■ Set exercise ■
Copy out the listing that follows, exactly, without its pictures.

====================

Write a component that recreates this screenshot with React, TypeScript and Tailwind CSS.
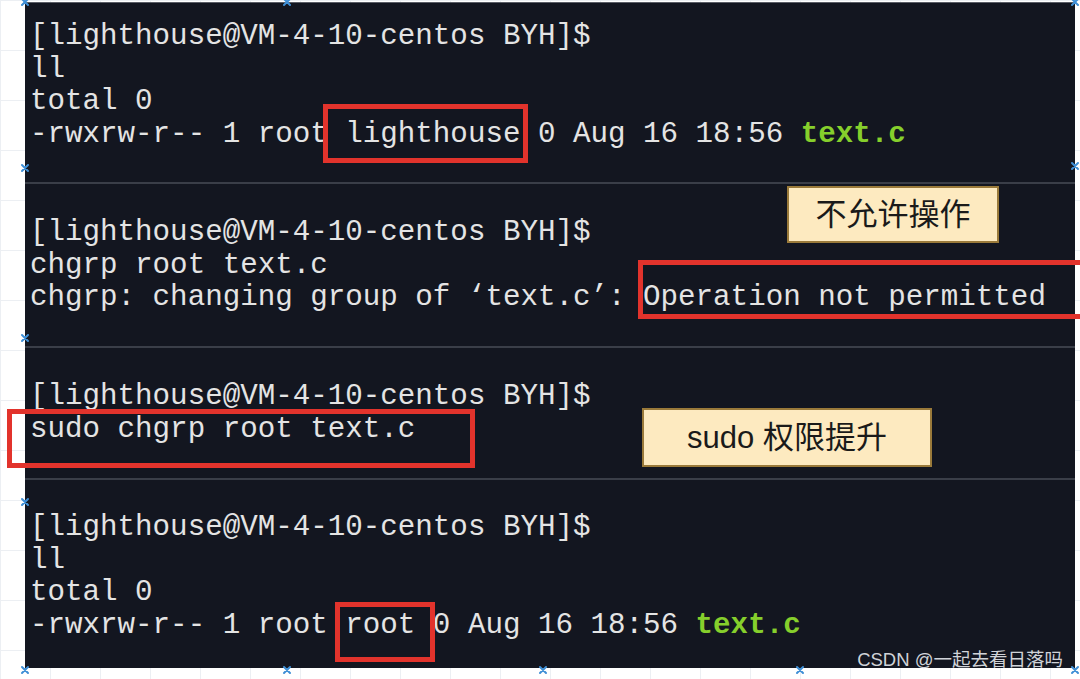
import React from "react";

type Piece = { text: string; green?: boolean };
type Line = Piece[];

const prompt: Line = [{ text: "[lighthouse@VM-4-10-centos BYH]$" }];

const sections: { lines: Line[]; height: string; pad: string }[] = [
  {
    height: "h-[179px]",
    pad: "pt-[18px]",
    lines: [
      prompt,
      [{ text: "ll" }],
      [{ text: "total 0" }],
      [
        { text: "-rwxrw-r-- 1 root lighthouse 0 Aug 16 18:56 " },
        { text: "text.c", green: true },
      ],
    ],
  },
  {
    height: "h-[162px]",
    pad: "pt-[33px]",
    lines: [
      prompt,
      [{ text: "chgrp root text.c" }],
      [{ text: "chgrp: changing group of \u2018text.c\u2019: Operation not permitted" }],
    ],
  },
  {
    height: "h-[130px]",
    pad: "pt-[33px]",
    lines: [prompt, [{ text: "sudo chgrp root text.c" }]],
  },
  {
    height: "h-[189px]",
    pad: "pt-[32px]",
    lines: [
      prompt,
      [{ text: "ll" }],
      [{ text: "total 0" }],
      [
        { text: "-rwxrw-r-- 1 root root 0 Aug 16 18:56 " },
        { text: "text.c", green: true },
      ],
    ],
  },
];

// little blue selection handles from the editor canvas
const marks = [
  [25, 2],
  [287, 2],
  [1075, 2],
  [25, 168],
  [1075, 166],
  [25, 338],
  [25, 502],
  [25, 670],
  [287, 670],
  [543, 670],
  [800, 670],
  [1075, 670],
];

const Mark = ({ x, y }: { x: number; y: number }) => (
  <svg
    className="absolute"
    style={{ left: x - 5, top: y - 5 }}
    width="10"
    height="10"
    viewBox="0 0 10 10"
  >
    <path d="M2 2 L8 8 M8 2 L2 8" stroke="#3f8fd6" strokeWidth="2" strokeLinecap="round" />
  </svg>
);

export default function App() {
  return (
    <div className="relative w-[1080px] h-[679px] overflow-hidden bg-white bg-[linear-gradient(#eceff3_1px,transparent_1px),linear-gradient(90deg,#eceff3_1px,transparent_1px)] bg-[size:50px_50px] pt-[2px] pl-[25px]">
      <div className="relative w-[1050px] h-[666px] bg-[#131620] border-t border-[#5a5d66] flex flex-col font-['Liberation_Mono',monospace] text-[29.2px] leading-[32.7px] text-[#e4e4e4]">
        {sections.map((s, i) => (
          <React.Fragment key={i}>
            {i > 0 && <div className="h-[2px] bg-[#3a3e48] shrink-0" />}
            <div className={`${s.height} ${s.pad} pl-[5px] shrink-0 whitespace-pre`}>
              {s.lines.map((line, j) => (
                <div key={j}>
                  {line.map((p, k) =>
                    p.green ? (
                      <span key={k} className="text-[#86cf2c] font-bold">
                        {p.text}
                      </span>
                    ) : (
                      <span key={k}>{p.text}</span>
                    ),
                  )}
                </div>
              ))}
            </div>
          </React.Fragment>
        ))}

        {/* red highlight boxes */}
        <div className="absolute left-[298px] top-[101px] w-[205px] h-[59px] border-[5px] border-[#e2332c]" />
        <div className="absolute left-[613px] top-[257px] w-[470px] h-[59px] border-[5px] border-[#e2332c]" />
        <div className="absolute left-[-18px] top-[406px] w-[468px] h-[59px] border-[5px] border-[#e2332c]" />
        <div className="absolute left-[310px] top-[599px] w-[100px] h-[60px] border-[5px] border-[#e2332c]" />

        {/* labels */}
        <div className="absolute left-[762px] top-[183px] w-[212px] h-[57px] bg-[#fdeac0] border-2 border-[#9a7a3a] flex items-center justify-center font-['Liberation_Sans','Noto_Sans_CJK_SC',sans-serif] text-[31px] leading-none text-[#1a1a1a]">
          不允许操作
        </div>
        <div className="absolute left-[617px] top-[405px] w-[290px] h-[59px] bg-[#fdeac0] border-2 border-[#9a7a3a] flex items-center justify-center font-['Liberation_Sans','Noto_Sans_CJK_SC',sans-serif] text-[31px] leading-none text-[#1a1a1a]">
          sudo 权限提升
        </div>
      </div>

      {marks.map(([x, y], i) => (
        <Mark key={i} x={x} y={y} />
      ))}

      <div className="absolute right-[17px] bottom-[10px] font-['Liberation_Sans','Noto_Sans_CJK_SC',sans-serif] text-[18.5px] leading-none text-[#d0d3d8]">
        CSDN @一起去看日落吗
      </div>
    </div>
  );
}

====================

■ Full response ■
Write a component that recreates this screenshot with React, TypeScript and Tailwind CSS.
import React from "react";

type Piece = { text: string; green?: boolean };
type Line = Piece[];

const prompt: Line = [{ text: "[lighthouse@VM-4-10-centos BYH]$" }];

const sections: { lines: Line[]; height: string; pad: string }[] = [
  {
    height: "h-[179px]",
    pad: "pt-[18px]",
    lines: [
      prompt,
      [{ text: "ll" }],
      [{ text: "total 0" }],
      [
        { text: "-rwxrw-r-- 1 root lighthouse 0 Aug 16 18:56 " },
        { text: "text.c", green: true },
      ],
    ],
  },
  {
    height: "h-[162px]",
    pad: "pt-[33px]",
    lines: [
      prompt,
      [{ text: "chgrp root text.c" }],
      [{ text: "chgrp: changing group of \u2018text.c\u2019: Operation not permitted" }],
    ],
  },
  {
    height: "h-[130px]",
    pad: "pt-[33px]",
    lines: [prompt, [{ text: "sudo chgrp root text.c" }]],
  },
  {
    height: "h-[189px]",
    pad: "pt-[32px]",
    lines: [
      prompt,
      [{ text: "ll" }],
      [{ text: "total 0" }],
      [
        { text: "-rwxrw-r-- 1 root root 0 Aug 16 18:56 " },
        { text: "text.c", green: true },
      ],
    ],
  },
];

// little blue selection handles from the editor canvas
const marks = [
  [25, 2],
  [287, 2],
  [1075, 2],
  [25, 168],
  [1075, 166],
  [25, 338],
  [25, 502],
  [25, 670],
  [287, 670],
  [543, 670],
  [800, 670],
  [1075, 670],
];

const Mark = ({ x, y }: { x: number; y: number }) => (
  <svg
    className="absolute"
    style={{ left: x - 5, top: y - 5 }}
    width="10"
    height="10"
    viewBox="0 0 10 10"
  >
    <path d="M2 2 L8 8 M8 2 L2 8" stroke="#3f8fd6" strokeWidth="2" strokeLinecap="round" />
  </svg>
);

export default function App() {
  return (
    <div className="relative w-[1080px] h-[679px] overflow-hidden bg-white bg-[linear-gradient(#eceff3_1px,transparent_1px),linear-gradient(90deg,#eceff3_1px,transparent_1px)] bg-[size:50px_50px] pt-[2px] pl-[25px]">
      <div className="relative w-[1050px] h-[666px] bg-[#131620] border-t border-[#5a5d66] flex flex-col font-['Liberation_Mono',monospace] text-[29.2px] leading-[32.7px] text-[#e4e4e4]">
        {sections.map((s, i) => (
          <React.Fragment key={i}>
            {i > 0 && <div className="h-[2px] bg-[#3a3e48] shrink-0" />}
            <div className={`${s.height} ${s.pad} pl-[5px] shrink-0 whitespace-pre`}>
              {s.lines.map((line, j) => (
                <div key={j}>
                  {line.map((p, k) =>
                    p.green ? (
                      <span key={k} className="text-[#86cf2c] font-bold">
                        {p.text}
                      </span>
                    ) : (
                      <span key={k}>{p.text}</span>
                    ),
                  )}
                </div>
              ))}
            </div>
          </React.Fragment>
        ))}

        {/* red highlight boxes */}
        <div className="absolute left-[298px] top-[101px] w-[205px] h-[59px] border-[5px] border-[#e2332c]" />
        <div className="absolute left-[613px] top-[257px] w-[470px] h-[59px] border-[5px] border-[#e2332c]" />
        <div className="absolute left-[-18px] top-[406px] w-[468px] h-[59px] border-[5px] border-[#e2332c]" />
        <div className="absolute left-[310px] top-[599px] w-[100px] h-[60px] border-[5px] border-[#e2332c]" />

        {/* labels */}
        <div className="absolute left-[762px] top-[183px] w-[212px] h-[57px] bg-[#fdeac0] border-2 border-[#9a7a3a] flex items-center justify-center font-['Liberation_Sans','Noto_Sans_CJK_SC',sans-serif] text-[31px] leading-none text-[#1a1a1a]">
          不允许操作
        </div>
        <div className="absolute left-[617px] top-[405px] w-[290px] h-[59px] bg-[#fdeac0] border-2 border-[#9a7a3a] flex items-center justify-center font-['Liberation_Sans','Noto_Sans_CJK_SC',sans-serif] text-[31px] leading-none text-[#1a1a1a]">
          sudo 权限提升
        </div>
      </div>

      {marks.map(([x, y], i) => (
        <Mark key={i} x={x} y={y} />
      ))}

      <div className="absolute right-[17px] bottom-[10px] font-['Liberation_Sans','Noto_Sans_CJK_SC',sans-serif] text-[18.5px] leading-none text-[#d0d3d8]">
        CSDN @一起去看日落吗
      </div>
    </div>
  );
}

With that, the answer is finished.